After that answer, the questions stopped. I looked up. He was still watching his game, but the widened eyes and nervous smile told me I'd crossed the line. Too much honesty from a parent can be just as dangerous as too little honesty. I tried to reassure him. "They're not real. You know that, right?" He shook his head in agreement, but I knew that he didn't believe it. After that he started having occasional nightmares. He would wake up crying and he would tell me he had a bad dream but he wouldn't tell me what it was about. One night he finally told me that it was zombies who were haunting his dreams. Great. I mentally and sarcastically patted myself on the back.
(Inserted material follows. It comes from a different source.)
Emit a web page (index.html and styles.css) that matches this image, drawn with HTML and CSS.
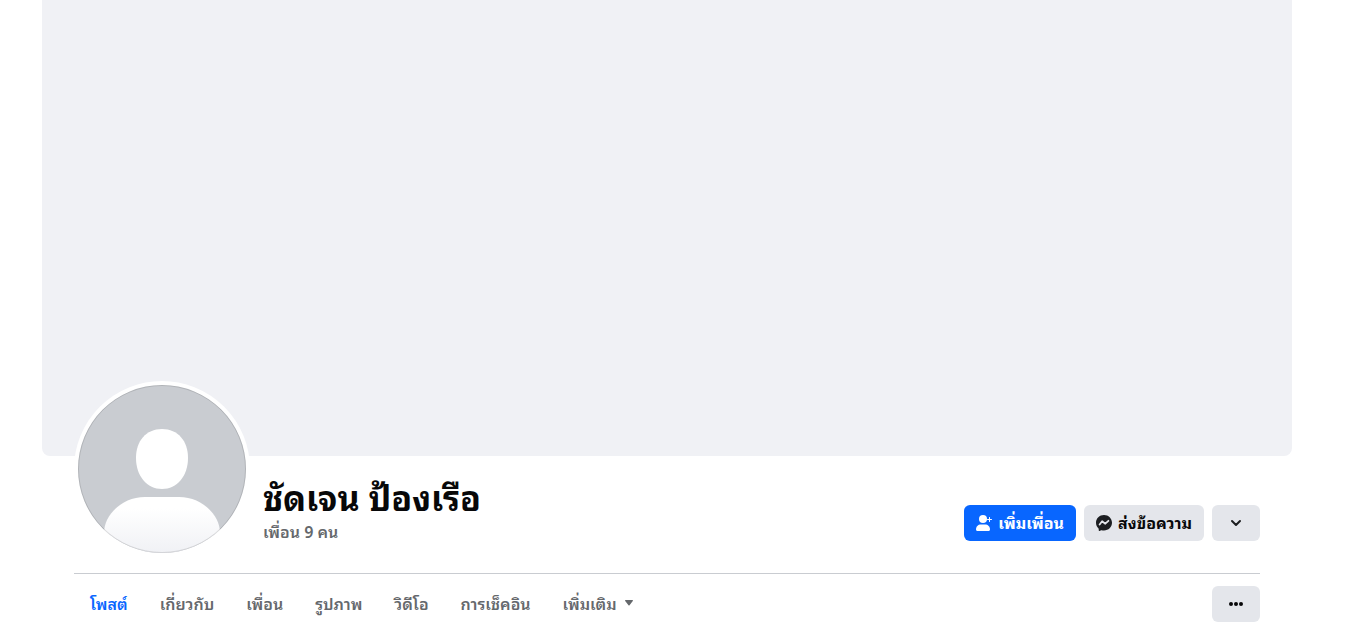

With all of this in mind I approached the subject carefully. I made sure that Brother knew about the revolutionary new zombie resistant paint out on the market. Once the walls are painted, they can't come in the room, they disappear as soon as a toe creeps over the threshold. He hadn't heard about it. Next I let him pick the color. I promised myself I would go with any color he chose. I wanted his room to be his own. So I crossed my fingers hoping he wouldn't say black - the color he usually picks. He chose gray so that it would look like the Death Star. I could live with gray. That's all it took. One creative lie and a little control over the design.



The first night, I laid down with him. He pretended we were inside the Death Star. He threw his arms around me and said, "I love you so much, Mommy. Can we sleep inside the Death Star every night?" I answered with an emphatic yes.